The design of water distribution systems has received a great deal of attention in the last three decades because of its importance to industrial growth and its crucial role in society for community health, firefighting capability, and quality of life. The cost of installing a water distribution system is typically in the tens of millions of dollars. These systems also account for the largest costs in the municipal maintenance budgets. Furthermore, existing systems are being burdened by increasing urban development and water use. All these factors cause the pipe sizing decisions to be a critical task in designing a cost effective water distribution system that is capable of handling the demand and satisfying the minimum pressure head and hydraulic redundancy requirements.

A number of research efforts have focused on the least cost pipe sizing decision, each of them generating improved solutions for several standard test problems from literature, but so far, very little work has been done to test the quality of these solutions. In this thesis, two lower bounding schemes are proposed to evaluate the quality of these solutions. These lower bounding schemes make use of the special concave-convex nature of the nonlinear frictional loss terms. We show that the first is a dual to Eiger et al.’s [1994] bounding procedure while the second method produces far tighter lower bounds with comparable ease. Results on applying these lower bounding schemes to some standard test problems from literature are presented.
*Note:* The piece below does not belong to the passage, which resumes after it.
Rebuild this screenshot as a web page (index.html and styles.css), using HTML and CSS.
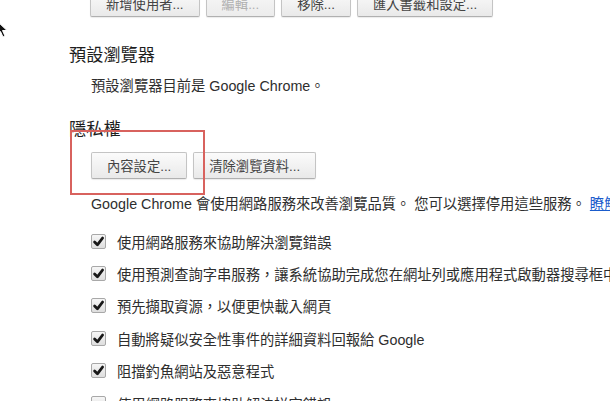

The second lower bounding scheme is then embedded in a branch-and-bound procedure along with an upper bounding scheme by suitably restricting the flows at each node of the search tree. By branching successively, we attempt to narrow the gap from optimality to generate near optimal solutions to the least cost pipe sizing problem. This results in a comprehensive reduced cost network design that satisfies all pressure and flow requirements for realistically sized problems. The proposed method is applied to standard test problems from the literature. It is hoped that this method will provide a useful tool for city engineers to design a cost effective water distribution system that meets specified hydraulic requirements.